We have often seemingly muddled the idea of ‘revolution’ with discussions of ‘virtual revolution’. But the idea is simple: it is a mere bluff on the threshold of the real thing.
We confront the fact that what we suspect is needed requires a social transformation that we cannot bring about and we fall back ward into the treadmill of revolutionary hand wringing and partial solutions, notably the social democratic, if that, issue activism that fragments and fails to really confronts the monumental need for fundamental change. We can barely discuss the issues in public given that plotting against ye olde dot.gov is illegal and that various Big Eye computers are probably listening to the discussion. It is also useful to do what we can and be wary of revolutionary hallucination, supposedly. That’s the exit point into safety that ‘virtual revolution’ tries to address. The answer to that is ‘gedanken experiment’, in our instance ‘virtual revolution’, which is also a simple discipline to make us extend our range of observation/activism. It is a way to make us suspect that real change is impossible via half measures even though more than half measures are the only option, apparently.
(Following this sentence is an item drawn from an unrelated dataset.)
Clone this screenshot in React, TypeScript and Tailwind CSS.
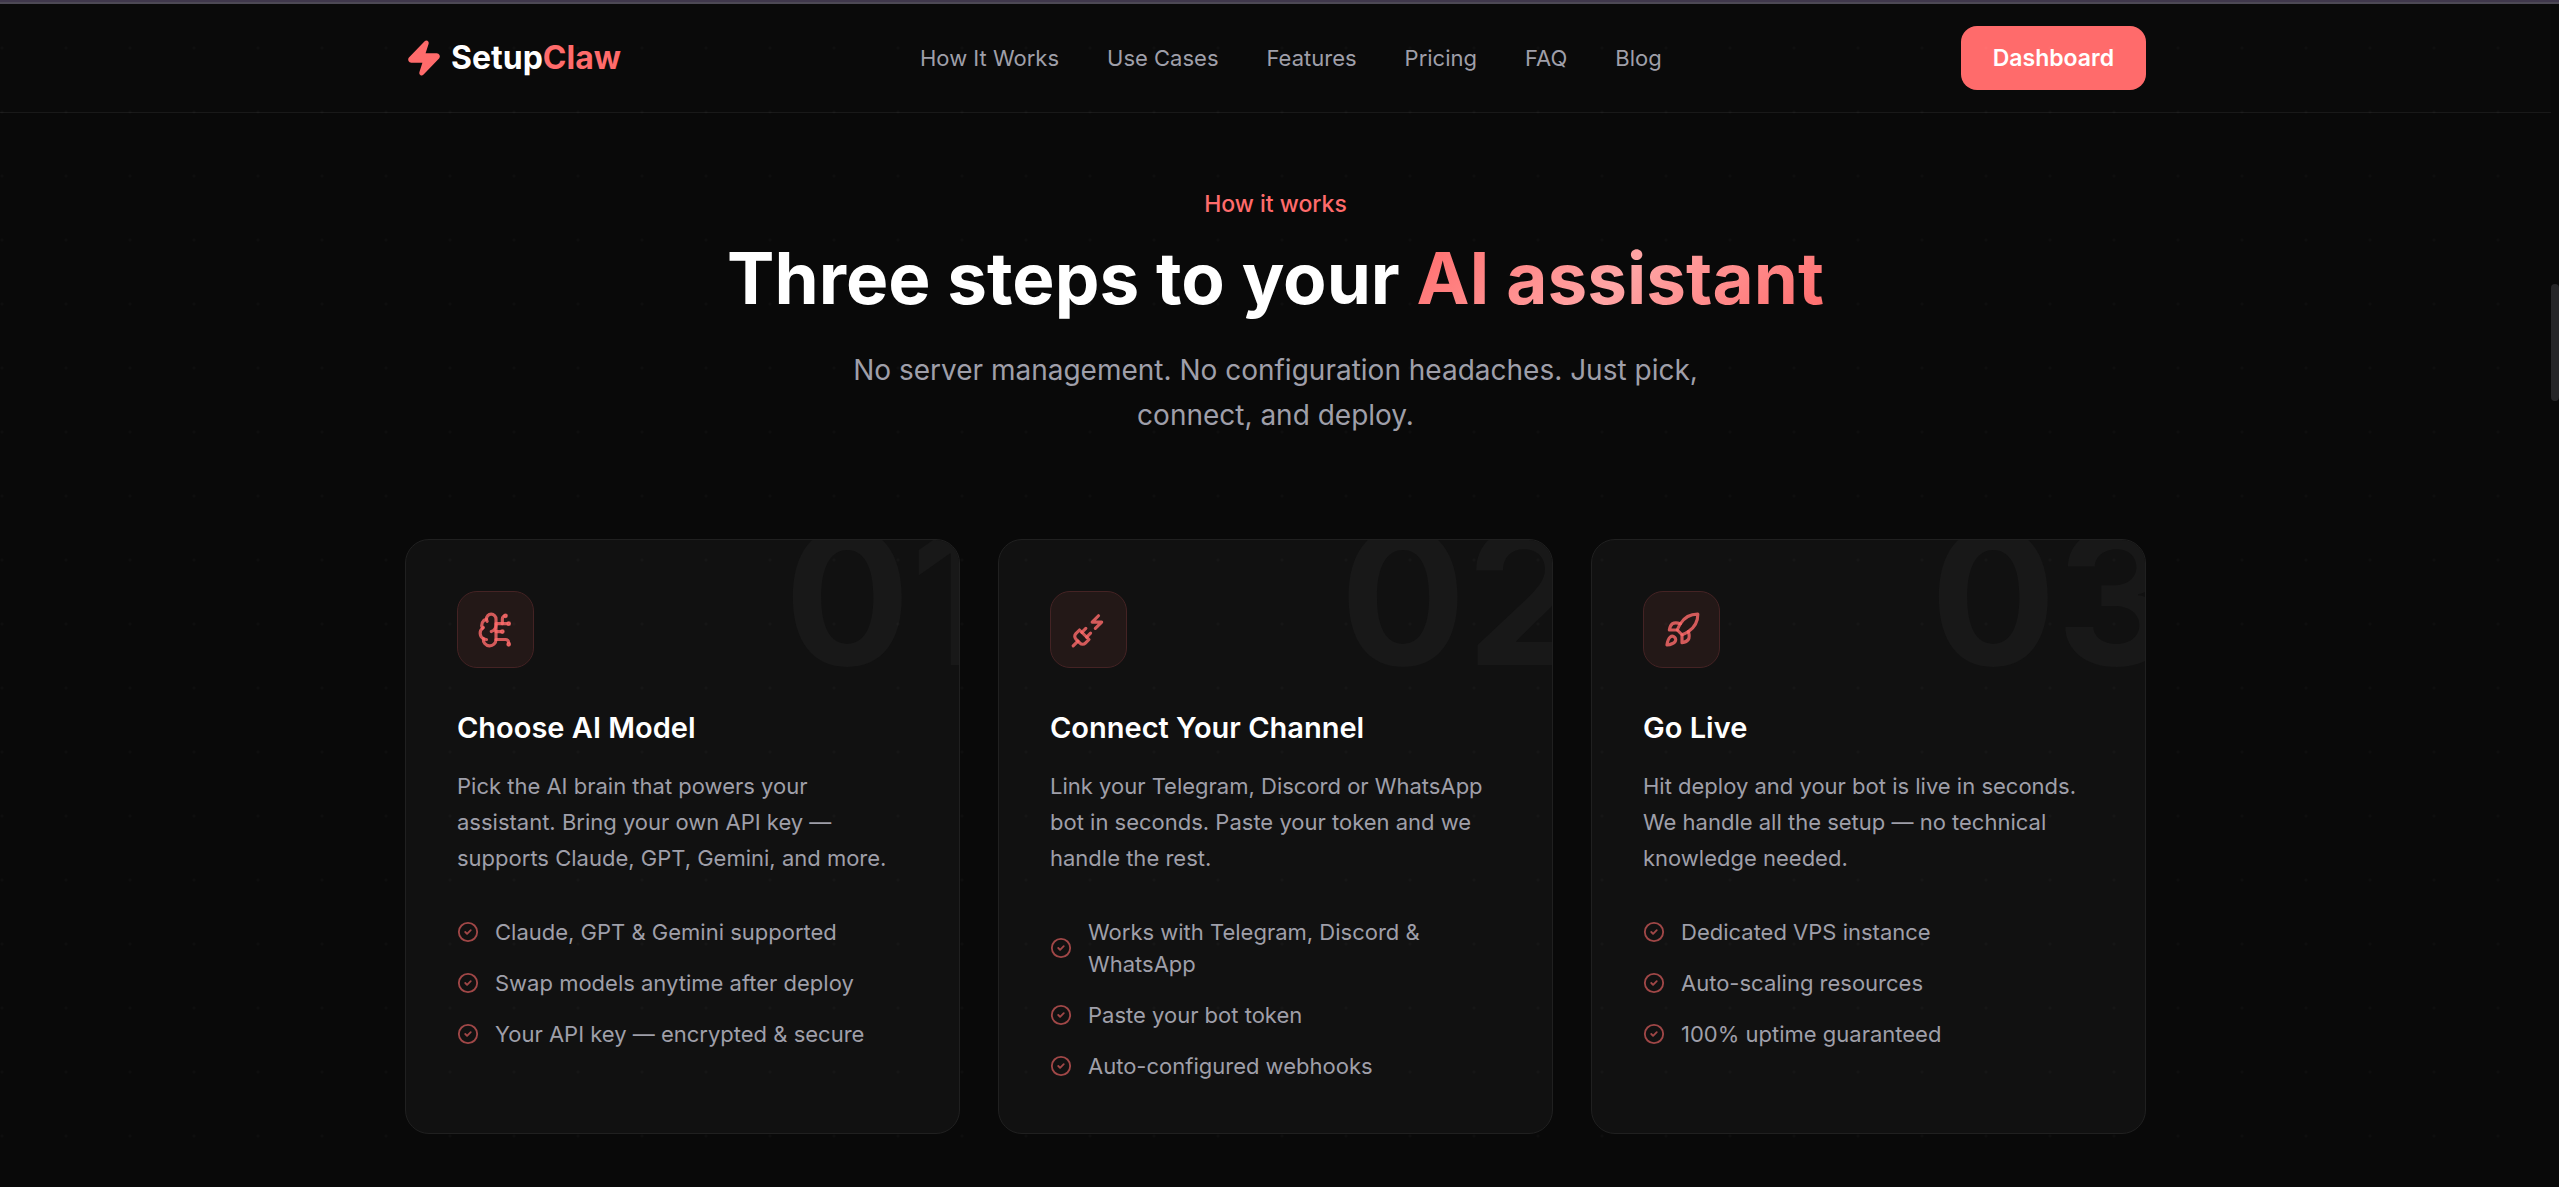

Some examples of the almost frightening scale of the issues that point to the scale of domination set to trounce real change are, the question of covert agencies with half a century of experience thwarting progressives, the 9/11 conspiracy and its cover up itself subject to leftist cover up and black out, wall street and the military industrial industrial complex (at least usually denounced, but not really confronted), imperialism and mass murder (the destruction of the middle east is the most grotesque example), democracy reduced to oligarchic facade (the left is well aware of this), the hidden action of the Israeli lobby and its suspected control of public politics in the US…we can hardly hope to complete the list. We should include the intractable dangers of revolutionary action itself and our lack of confidence given history they could succeed, to say nothing of the false ideologies of non-violence used to keep us passive consumers of eloquent left phonies.
We tend to black out when confronting the real situation therefore, and the idea of virtual revolution is a useful theoretical bluff, legal top to bottom, that will force us to look at the total problem however hopeless at first that might seem.